Todos teníamos algo en común: buscar la libertad, la democracia, la integración en Europa, el desarrollo económico, social... Una ilusión colectiva, contemplada desde distintos puntos de vista; dispuestos a compartirla a costa de buscar soluciones en las que cupieran todos con espíritu constructivo.

Cuarenta años después, como dijo Alfonso Guerra, a España “no la conoce ni la madre que la parió”. Creo que para bien. Los números cantan: el PIB, la renta per cápita, el estado del bienestar, las infraestructuras, la entrada en la Unión Europea, la OTAN... Todos son positivos. No fuimos perfectos, pero sí eficaces. Eficaces a fuerza de ser conscientes de que teníamos que construir entre todos algo nuevo y de futuro.
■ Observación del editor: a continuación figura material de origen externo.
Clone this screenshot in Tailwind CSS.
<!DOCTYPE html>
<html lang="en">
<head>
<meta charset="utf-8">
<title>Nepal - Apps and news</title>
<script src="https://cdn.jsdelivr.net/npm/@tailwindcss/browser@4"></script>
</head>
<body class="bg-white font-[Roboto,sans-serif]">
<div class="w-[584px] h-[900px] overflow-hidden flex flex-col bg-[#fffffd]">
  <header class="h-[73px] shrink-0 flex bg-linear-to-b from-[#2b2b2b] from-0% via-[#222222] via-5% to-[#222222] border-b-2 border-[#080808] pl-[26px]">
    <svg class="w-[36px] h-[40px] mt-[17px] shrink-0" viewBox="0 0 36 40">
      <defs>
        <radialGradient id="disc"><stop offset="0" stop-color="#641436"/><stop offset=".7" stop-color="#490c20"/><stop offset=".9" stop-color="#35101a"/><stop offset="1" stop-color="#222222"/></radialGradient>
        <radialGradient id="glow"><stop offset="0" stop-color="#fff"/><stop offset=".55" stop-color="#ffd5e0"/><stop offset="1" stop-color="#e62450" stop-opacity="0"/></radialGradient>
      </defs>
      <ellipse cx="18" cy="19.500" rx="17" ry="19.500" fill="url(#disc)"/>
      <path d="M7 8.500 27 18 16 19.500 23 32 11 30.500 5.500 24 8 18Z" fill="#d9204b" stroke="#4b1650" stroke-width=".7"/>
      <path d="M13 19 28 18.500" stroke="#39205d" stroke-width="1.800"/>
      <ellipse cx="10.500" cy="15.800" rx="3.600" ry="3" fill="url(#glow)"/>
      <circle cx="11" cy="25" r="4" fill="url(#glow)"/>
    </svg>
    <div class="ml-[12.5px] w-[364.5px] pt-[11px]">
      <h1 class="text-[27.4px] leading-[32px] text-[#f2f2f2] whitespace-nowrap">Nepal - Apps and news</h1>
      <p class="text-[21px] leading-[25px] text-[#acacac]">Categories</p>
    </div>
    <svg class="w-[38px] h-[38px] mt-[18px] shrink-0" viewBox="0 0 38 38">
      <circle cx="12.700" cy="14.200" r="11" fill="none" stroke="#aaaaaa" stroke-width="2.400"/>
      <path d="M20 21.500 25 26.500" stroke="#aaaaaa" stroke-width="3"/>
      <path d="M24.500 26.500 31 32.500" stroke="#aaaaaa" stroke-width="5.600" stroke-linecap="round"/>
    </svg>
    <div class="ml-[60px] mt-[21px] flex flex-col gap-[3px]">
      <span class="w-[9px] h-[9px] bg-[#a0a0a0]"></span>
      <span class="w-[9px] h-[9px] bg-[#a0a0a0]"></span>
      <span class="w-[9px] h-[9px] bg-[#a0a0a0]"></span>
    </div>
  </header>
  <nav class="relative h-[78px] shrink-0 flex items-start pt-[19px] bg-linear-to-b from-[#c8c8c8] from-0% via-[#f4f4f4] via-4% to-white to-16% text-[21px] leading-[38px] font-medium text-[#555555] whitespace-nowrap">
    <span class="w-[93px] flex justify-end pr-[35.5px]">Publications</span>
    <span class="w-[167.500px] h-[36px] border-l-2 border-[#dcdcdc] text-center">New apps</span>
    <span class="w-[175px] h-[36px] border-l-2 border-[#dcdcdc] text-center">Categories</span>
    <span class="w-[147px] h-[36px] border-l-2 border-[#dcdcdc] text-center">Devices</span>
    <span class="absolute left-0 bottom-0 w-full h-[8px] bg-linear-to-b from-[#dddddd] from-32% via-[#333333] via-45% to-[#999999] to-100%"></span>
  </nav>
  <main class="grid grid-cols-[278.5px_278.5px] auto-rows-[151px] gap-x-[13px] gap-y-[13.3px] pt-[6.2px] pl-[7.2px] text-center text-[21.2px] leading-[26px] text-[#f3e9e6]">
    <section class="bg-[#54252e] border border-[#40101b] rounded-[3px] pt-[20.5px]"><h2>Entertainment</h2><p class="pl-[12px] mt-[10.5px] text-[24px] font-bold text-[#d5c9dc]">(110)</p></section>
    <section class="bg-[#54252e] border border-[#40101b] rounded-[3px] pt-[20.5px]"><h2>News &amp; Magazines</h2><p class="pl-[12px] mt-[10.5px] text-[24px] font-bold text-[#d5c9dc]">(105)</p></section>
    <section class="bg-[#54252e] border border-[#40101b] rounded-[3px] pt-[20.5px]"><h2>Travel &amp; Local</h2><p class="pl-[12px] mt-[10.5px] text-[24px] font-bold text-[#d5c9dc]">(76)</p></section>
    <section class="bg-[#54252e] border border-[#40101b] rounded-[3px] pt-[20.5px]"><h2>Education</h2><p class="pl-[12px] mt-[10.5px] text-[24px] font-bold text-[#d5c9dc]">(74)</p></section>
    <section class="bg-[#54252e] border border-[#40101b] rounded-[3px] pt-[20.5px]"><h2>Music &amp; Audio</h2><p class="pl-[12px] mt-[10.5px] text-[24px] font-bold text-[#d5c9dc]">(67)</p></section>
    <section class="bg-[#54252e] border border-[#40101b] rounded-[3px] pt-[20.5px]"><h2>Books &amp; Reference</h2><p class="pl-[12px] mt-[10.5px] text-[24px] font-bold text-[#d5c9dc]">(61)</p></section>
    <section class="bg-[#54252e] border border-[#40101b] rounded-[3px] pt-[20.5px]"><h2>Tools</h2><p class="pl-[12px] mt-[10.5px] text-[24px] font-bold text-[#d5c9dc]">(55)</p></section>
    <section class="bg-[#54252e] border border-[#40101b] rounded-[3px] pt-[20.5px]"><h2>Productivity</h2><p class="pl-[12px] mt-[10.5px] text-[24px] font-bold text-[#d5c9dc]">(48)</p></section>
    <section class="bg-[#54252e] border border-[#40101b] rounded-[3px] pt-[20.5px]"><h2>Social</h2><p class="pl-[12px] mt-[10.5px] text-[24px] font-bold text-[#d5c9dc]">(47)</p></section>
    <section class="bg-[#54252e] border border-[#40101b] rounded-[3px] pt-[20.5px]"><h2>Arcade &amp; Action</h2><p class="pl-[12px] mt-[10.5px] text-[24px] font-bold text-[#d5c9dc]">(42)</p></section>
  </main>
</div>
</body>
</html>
La semana en que escribo este artículo en el Congreso ha habido broncas, no como las nuestras que eran de contraponer ideas, incluso pidiendo dimisiones. Las broncas de esa semana han sido aderezadas con insultos personales. Crispación que se huele en todas las noticias. Falta una visión en la que quepan todos porque a todos ilusione. Lo más difícil es la llamada “cuestión territorial”. Pero no es la única. Parte de los nuevos parlamentarios basan su discurso en el despreció a lo que hicimos en la transición, con afán de destruir el edificio construido sin dejar nada. Una crítica excluyente que impide el diálogo razonable. Lo peor de todo es la arrogancia de quienes se creen poseedores de la verdad y de los que solo saben responder con exabruptos.
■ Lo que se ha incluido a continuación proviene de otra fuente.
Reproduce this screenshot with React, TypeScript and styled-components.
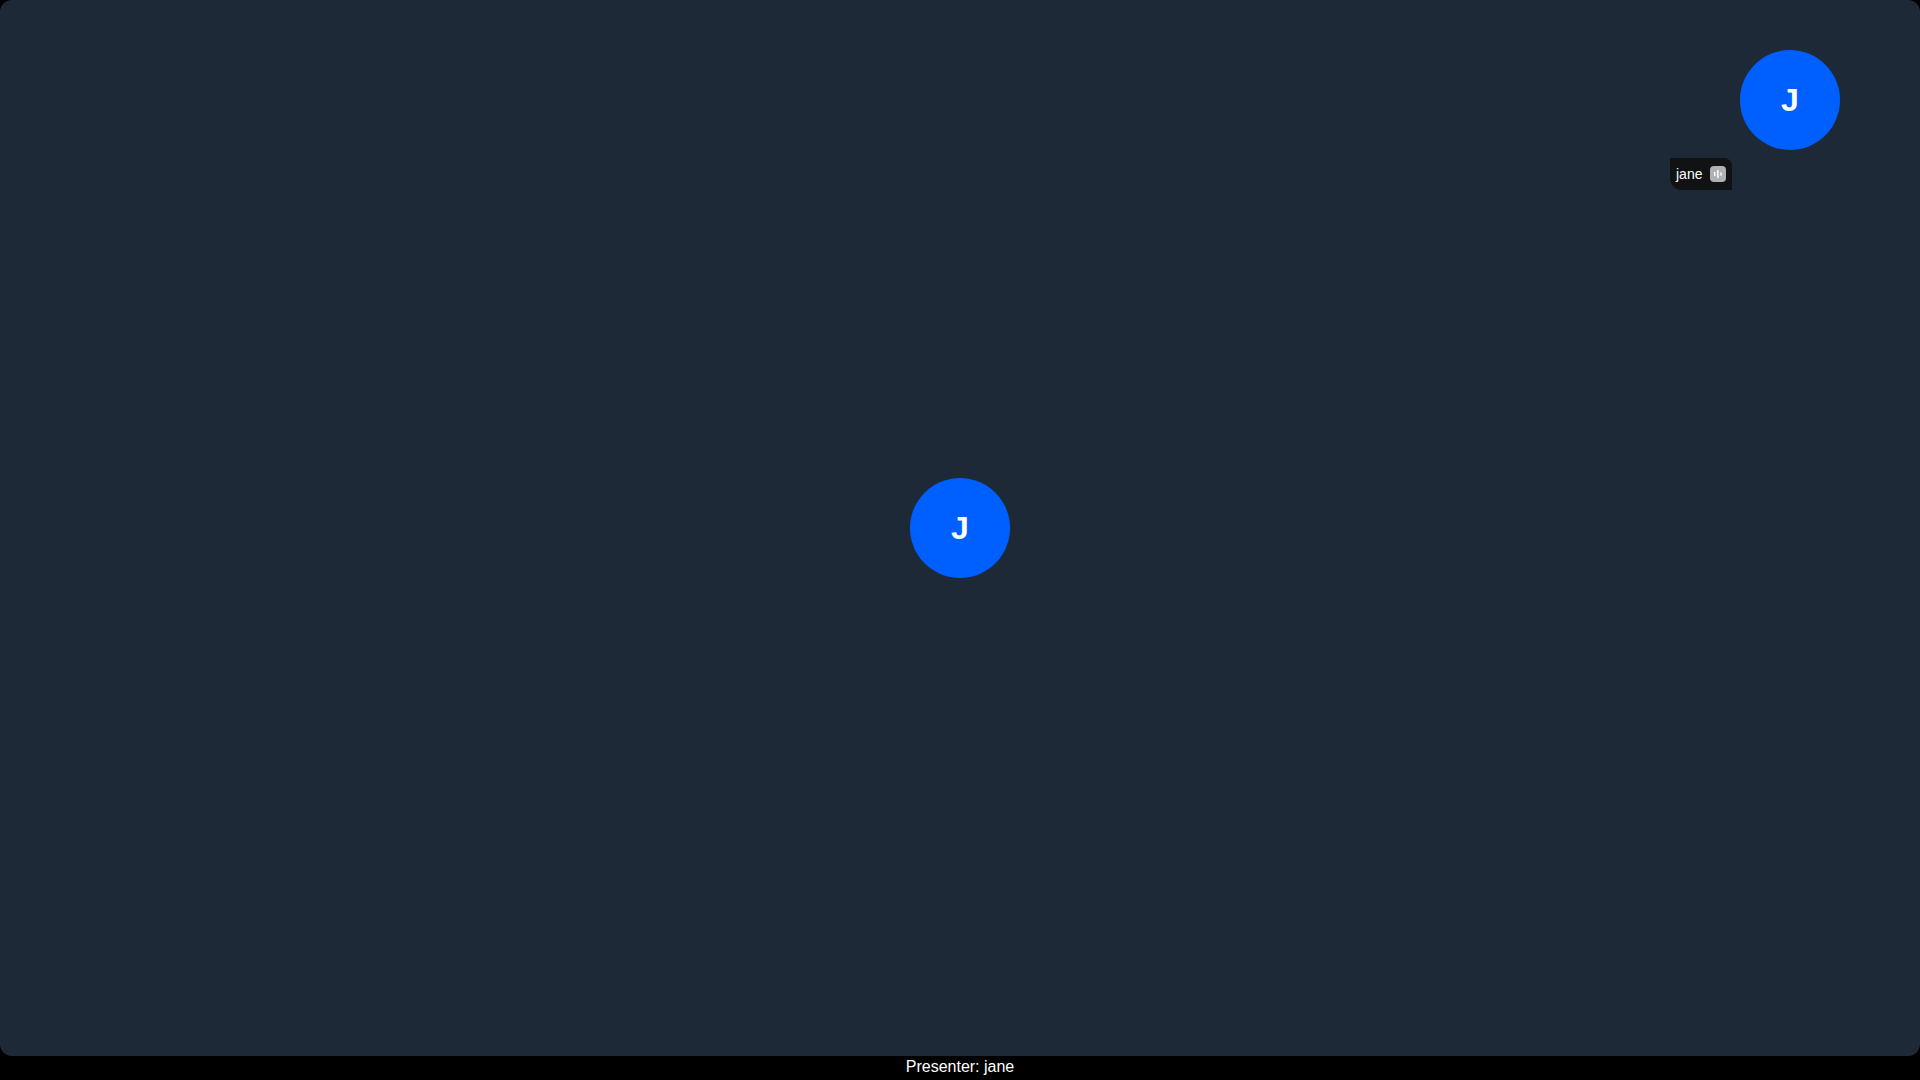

Lo que pasa es de diagnóstico fácil. Falta que unos y otros se respeten y, aún más, se estimen. La política me recuerda el cuento indio de la rosa y el sapo. Según esta narración oriental, la rosa estaba orgullosa de su prestancia, su tallo espigado y sus pétalos rojos y sépalos verdes. Sin embargo, nadie se le acercaba y eso le entristecía. Al mirar a su base vio un sapo de piel rugosa y ojos saltones que le dio asco y gritó: ¡Vete de aquí, me espantas a los admiradores! El sapo se fue pesaroso porque estimaba a la rosa. Al cabo de unos meses el sapo volvió y observó que la rosa estaba ajada, sus pétalos y sépalos rotos y caídos. ¿Qué te pasó?, preguntó el sapo. La rosa respondió: que hormigas y pulgones me asaltaron y así me dejaron. ¿Y qué te crees que yo hacía?, volvió a lamentarse el sapo: comerme esos bichos para que tú estuvieras bella y poderosa.

Tal como éramos...

La moraleja es clara. Hasta los que piensas que te perjudican tienen su función en la vida para tu bien. Gobierno y oposición son necesarios el uno para el otro, como en el cuento lo es el sapo para la rosa y viceversa. Más aún, porque en el juego de la política una vez se es rosa y otra sapo sucesivamente.
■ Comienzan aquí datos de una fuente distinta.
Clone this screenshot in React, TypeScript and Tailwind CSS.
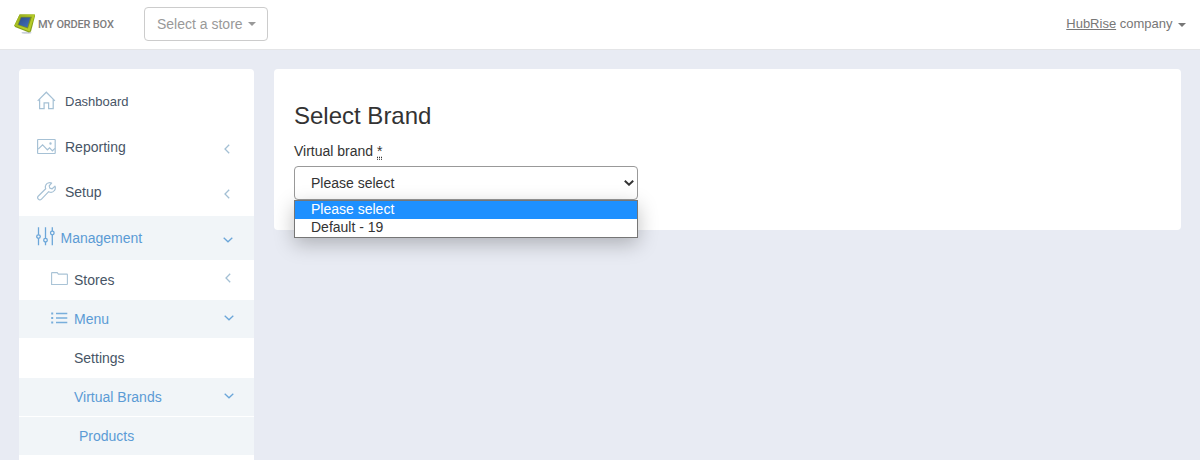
import React from "react";

type ChevronProps = { open?: boolean; className?: string };

function Chevron({ open = false, className = "" }: ChevronProps) {
  return open ? (
    <svg className={`h-[6px] w-[10px] shrink-0 ${className}`} viewBox="0 0 10 6" fill="none" stroke="#6ba6d9" strokeWidth="1.3">
      <path d="M.7.8 5 4.8 9.3.8" />
    </svg>
  ) : (
    <svg className={`h-[10px] w-[6px] shrink-0 ${className}`} viewBox="0 0 6 10" fill="none" stroke="#a3bfd4" strokeWidth="1.3">
      <path d="M5.2.7 1 5l4.2 4.3" />
    </svg>
  );
}

function HomeIcon() {
  return (
    <svg className="h-[19px] w-[19px]" viewBox="0 0 19 19" fill="none" stroke="#a6c1d5" strokeWidth="1.25">
      <path d="M.7 9.9 9.3 1.2l8.6 8.7M2.6 8.6v9h4.5v-5.8h4.5v5.8h4.6v-9" />
    </svg>
  );
}

function ImageIcon() {
  return (
    <svg className="h-[17px] w-[19px]" viewBox="0 0 19 17" fill="none" stroke="#a6c1d5" strokeWidth="1.2">
      <rect x=".6" y="1.5" width="17.6" height="14" rx=".5" />
      <path d="m1.2 11.2 4.4-4.4 4.8 5 2.2-2 2.8 3 2.6-2.4" />
      <circle cx="13.5" cy="5.5" r=".6" />
    </svg>
  );
}

function WrenchIcon() {
  return (
    <svg className="h-[19px] w-[19px]" viewBox="0 0 19 19" fill="none" stroke="#a6c1d5" strokeWidth="1.2" strokeLinejoin="round">
      <path d="M14.6 1c-2.4-.8-5 .1-5.9 2.3-.5 1.1-.4 2.4 0 3.5L1.4 14c-1 1-.9 2.3-.1 3.1.9.9 2.3.9 3.2 0l7.2-7.4c2.2 1.1 4.5.4 5.7-1.2 1-1.2 1.1-3 .6-4.4l-2.8 2.7-2.4-.7-.6-2.2z" />
    </svg>
  );
}

function SlidersIcon() {
  return (
    <svg className="h-[19px] w-[19px]" viewBox="0 0 19 19" fill="none" stroke="#6ba6d9" strokeWidth="1.3">
      <path d="M2.5.3v7.5M2.5 11.4v6.9M9.5.3v10.8M9.5 15v3.3M16.3.3v3.8M16.3 8v10.3" />
      <circle cx="2.5" cy="9.6" r="1.8" />
      <circle cx="9.5" cy="13.2" r="1.8" />
      <circle cx="16.3" cy="6" r="1.8" />
    </svg>
  );
}

function FolderIcon() {
  return (
    <svg className="h-[14px] w-[17px]" viewBox="0 0 17 14" fill="none" stroke="#a9c3d6" strokeWidth="1.1">
      <path d="M.6 12.5V1.2q0-.6.6-.6h5l1.2 1.5h8.5q.5 0 .5.5v9.4q0 .5-.5.5z" />
    </svg>
  );
}

function ListIcon() {
  return (
    <svg className="h-[12px] w-[17px]" viewBox="0 0 17 12" fill="none" stroke="#78aedb" strokeWidth="1.3">
      <path d="M5 1.5h11.3M5 6h11.3M5 10.5h11.3" />
      <path strokeWidth="2" d="M.2 1.5h2M.2 6h2M.2 10.5h2" />
    </svg>
  );
}

function Logo() {
  return (
    <svg className="h-[20px] w-[22px]" viewBox="0 0 22 20">
      <defs>
        <linearGradient id="frame" x1="0" y1="0" x2="1" y2="1">
          <stop offset="0" stopColor="#93a91c" />
          <stop offset=".5" stopColor="#b4ca26" />
          <stop offset="1" stopColor="#b9cd2a" />
        </linearGradient>
        <linearGradient id="screen" x1="0" y1="0" x2="1" y2="1">
          <stop offset="0" stopColor="#2f4f8a" />
          <stop offset="1" stopColor="#4170bd" />
        </linearGradient>
      </defs>
      <ellipse cx="12.5" cy="18.7" rx="5" ry="1" fill="#c9cedb" />
      <path d="M5.6.6 20.8.5 21 2 17 17.6 15 18.6 1 13 .3 11.6z" fill="#86a01a" />
      <path d="M5.6.6 20.8.5 15.6 17.6.4 11.5z" fill="url(#frame)" />
      <path d="M6.7 2.8h11.2l-4 11.6L3.6 10.9z" fill="#7b8f22" />
      <path d="M7.2 3.6h9l-2.9 9.8-8.8-3z" fill="url(#screen)" />
    </svg>
  );
}

type RowProps = {
  label: string;
  row: string;
  text?: string;
  icon?: React.ReactNode;
  iconBox?: string;
  chevron?: React.ReactNode;
};

function NavRow({ label, row, text = "", icon, iconBox = "", chevron }: RowProps) {
  return (
    <a className={`flex shrink-0 items-center ${row}`}>
      {icon && <span className={`flex shrink-0 items-center ${iconBox}`}>{icon}</span>}
      <span className={`flex-1 ${text}`}>{label}</span>
      {chevron}
    </a>
  );
}

export default function App() {
  return (
    <div className="flex h-[460px] w-[1200px] flex-col overflow-hidden bg-[#e8ebf3] font-['Liberation_Sans',Arial,sans-serif] text-[14px] leading-5 text-[#333]">
      <header className="flex h-[50px] shrink-0 items-center border-b border-[#e4e5e7] bg-white px-[14px]">
        <div className="flex w-[130px] items-center gap-[2px] pb-[2px]">
          <Logo />
          <span className="pt-[2px] font-[Roboto,sans-serif] text-[11px] leading-4 font-medium tracking-[-0.18px] whitespace-nowrap text-[#7d7d7d]">MY ORDER BOX</span>
        </div>
        <button className="mb-[1px] flex h-[34px] w-[124px] items-center rounded-[4px] border border-[#ccc] pl-[12px] text-[14px] text-[#999]">
          Select a store
          <span className="ml-[5px] border-x-4 border-t-4 border-x-transparent border-t-[#999]" />
        </button>
        <div className="ml-auto flex items-center pb-[2px] text-[13px] text-[#777]">
          <span><u>HubRise</u> company</span>
          <span className="mt-[2px] ml-[5.5px] border-x-4 border-t-4 border-x-transparent border-t-[#777]" />
        </div>
      </header>

      <div className="flex min-h-0 flex-1 items-start gap-5 pt-[19px] pl-[19px]">
        <nav className="flex h-[391px] w-[235px] shrink-0 flex-col overflow-hidden rounded-t-[4px] bg-white pt-[10px] text-[#475566]">
          <NavRow label="Dashboard" row="h-[45px] pl-[18px] pr-[24px]" text="text-[13px]" iconBox="w-[28px] pb-[2px]" icon={<HomeIcon />} />
          <NavRow label="Reporting" row="h-[46px] pl-[18px] pr-[24px]" iconBox="w-[28px] pb-[1px]" icon={<ImageIcon />} chevron={<Chevron className="mt-[3px]" />} />
          <NavRow label="Setup" row="h-[46px] pl-[18px] pr-[24px] pb-[2px]" iconBox="w-[28px] pb-[2px]" icon={<WrenchIcon />} chevron={<Chevron className="mt-[3px]" />} />
          <NavRow label="Management" row="h-[44px] bg-[#f1f5f8] pl-[17px] pr-[21px] text-[#5b9bd5]" iconBox="w-[24.5px] pb-[3px]" icon={<SlidersIcon />} chevron={<Chevron open className="mt-[3px]" />} />
          <NavRow label="Stores" row="h-[40px] pl-[32px] pr-[23px]" iconBox="w-[23px] pb-[2px]" icon={<FolderIcon />} chevron={<Chevron className="mb-[4px]" />} />
          <NavRow label="Menu" row="h-[38px] bg-[#f1f5f8] pl-[32px] pr-[20px] text-[#5b9bd5]" iconBox="w-[23px] pb-[2px]" icon={<ListIcon />} chevron={<Chevron open className="mb-[2px]" />} />
          <NavRow label="Settings" row="h-[40px] pl-[55px]" />
          <NavRow label="Virtual Brands" row="h-[38px] bg-[#f1f5f8] pl-[55px] pr-[20px] text-[#5b9bd5]" chevron={<Chevron open className="mb-[2px]" />} />
          <NavRow label="Products" row="mt-px h-[38px] bg-[#f1f5f8] pl-[60px] text-[#5b9bd5]" />
        </nav>

        <main className="flex h-[161px] w-[907px] flex-col rounded-[4px] bg-white px-5 pt-[33px]">
          <h1 className="text-[24px] leading-[28px]">Select Brand</h1>
          <label className="mt-[11px] leading-5">
            Virtual brand <abbr title="required" className="border-b border-dotted border-[#555] underline decoration-dotted">*</abbr>
          </label>
          <div className="relative mt-[5px] flex h-[34px] w-[344px] shrink-0 items-center justify-between rounded-[4px] border border-[#999] bg-white pr-[3px] pl-4">
            <span>Please select</span>
            <svg className="h-[6px] w-[10px]" viewBox="0 0 10 6" fill="none" stroke="#333" strokeWidth="2">
              <path d="M.8.8 5 4.7 9.2.8" />
            </svg>
            <ul className="absolute top-[33px] -left-px w-[344px] border border-[#767676] bg-white shadow-[0_6px_20px_rgba(0,0,0,0.25)]">
              <li className="h-[18px] bg-[#1e90ff] pl-4 leading-[17px] text-white">Please select</li>
              <li className="h-[18px] pl-4 leading-[17px]">Default - 19</li>
            </ul>
          </div>
        </main>
      </div>
    </div>
  );
}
La crítica constructiva de la oposición evita que los gobiernos cometan muchos errores, que se enroquen y sobre todo que entren en el “síndrome de la Moncloa”. Si el Gobierno no es capaz de verlo así, cometerá errores, se creerá en posesión de la verdad y será incapaz de oír lo que pasa a su alrededor, con lo que al final perderá el poder. Si la oposición no es capaz de ayudar al Gobierno, no podrá esperar lo recíproco cuando sea Gobierno. Unos y otros se necesitan mutuamente.

Alemania ha conseguido varías veces construir la “Große Koalition” (Gran Coalición), en la que democristianos y socialdemócratas forman un gobierno conjunto en situaciones comprometidas para el país. No es necesario llegar a ese extremo, pero sí hay que tomar nota de ese ejemplo. Eso es patriotismo, porque seguro que unos y otros pierden ante sus electores, ya que en la alianza deben renunciar a algo. Pero gana la nación, que es de lo que se trata.